RESTRICTED STOCK PURCHASE AGREEMENT
UNDER THE 1997 RESTRICTED STOCK PLAN
This Restricted Stock Purchase Agreement (this "Agreement") is made as
of this ______ day of ____, 199_, between BIOMATRIX, INC., a Delaware
corporation (the "Company"), and ____________ (the "Purchaser").
WHEREAS, the Purchaser is an employee of the Company whose
participation is considered by the Company to be important for its growth; and
WHEREAS, the Company desires to sell to the Purchaser, and the
Purchaser desires to purchase from the Company, __________ (____) shares of the
Company's Common Stock, par value $.0001 per share, all in accordance with the
terms and conditions set forth in this Agreement.

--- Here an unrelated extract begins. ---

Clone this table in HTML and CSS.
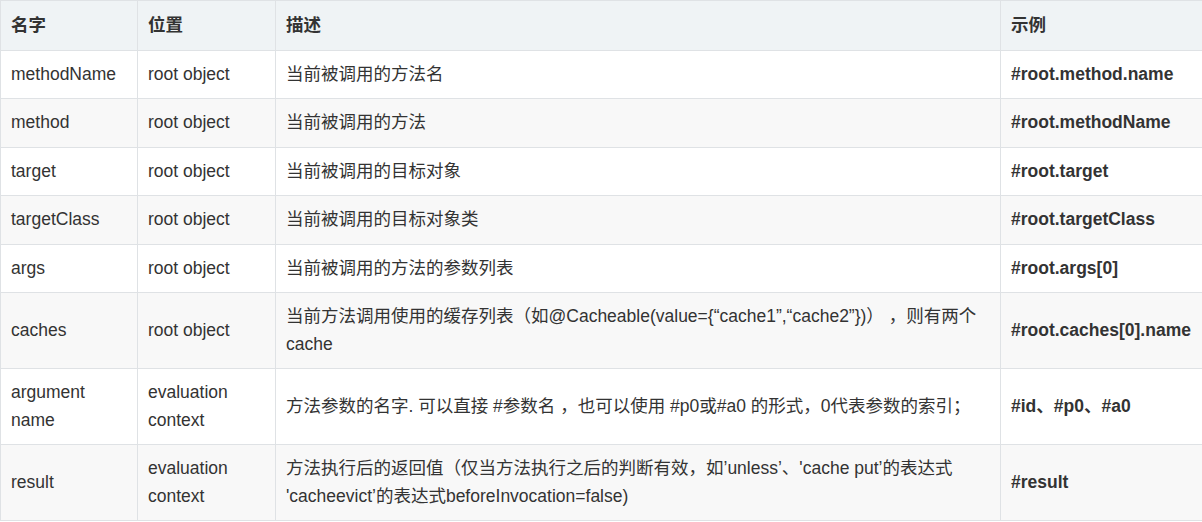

NOW, THEREFORE, in consideration of the promises and mutual covenants
herein set forth, and other good and valuable consideration, receipt of which
is hereby acknowledged, the parties hereto hereby mutually covenant and agree
as follows:
1. Relationship to Plan. This Agreement is entered into
pursuant to the Company's 1997 Restricted Stock Plan (the "Plan"), and is in
all respects, subject to the terms and conditions of the Plan, a copy of which
has been provided to the Purchaser (the receipt of which the Purchaser hereby
acknowledges). The Purchaser hereby acknowledges that his purchase of the
Purchased Shares (as defined in Section 3 below) is subject to all of the terms
and provisions of the Plan. Capitalized terms used and not otherwise defined
in this Agreement shall have the respective meanings ascribed thereto in the
Plan. The Purchaser further agrees that all decisions under and
interpretations of the plan by the Company shall be final, binding and
conclusive upon the Purchaser and his successors, permitted assigns, heirs and
legal representatives.
2. Definitions. For all purposes of this Agreement, the
following definitions shall apply, unless the context otherwise requires:
(a) "Legal Representative" shall mean the executor or executors,
the administrator or administrators, or the other legal representative or
representatives, of the Purchaser or his estate.
(b) "Released Shares" shall mean, at the relevant time of
reference thereto, all of the Shares (other than the then Unreleased Shares).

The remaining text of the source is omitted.